Two gunslingers, one light bulb, two different answers to "who shot first?" — a demonstration of the relativity of simultaneity.
A spaceship of proper length \(L_0 = 600\) m cruises past Earth at \(v = 0.995\,c\) heading leftward (toward Earth). Inside the ship, Alice stands at the 0 m mark (the front of the ship, in the direction of motion) and Bob stands at the 600 m mark (the rear). A light bulb is mounted at the exact midpoint, 300 m from each. When the bulb flashes, each duelist will shoot the instant the light wave reaches them — so whoever gets hit by light first shoots first.

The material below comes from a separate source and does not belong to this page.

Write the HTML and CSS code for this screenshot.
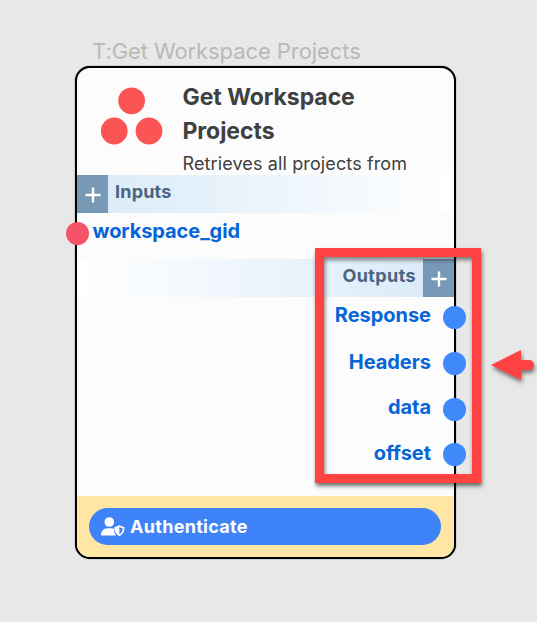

Meanwhile, Eve, an Earth-based judge, watches the whole thing. She is supposed to rule whether the duel was fair. In the ship's own frame, the two are hit by light simultaneously and vaporize each other at the same instant — a perfectly fair duel. In Eve's frame on Earth, the story will turn out differently.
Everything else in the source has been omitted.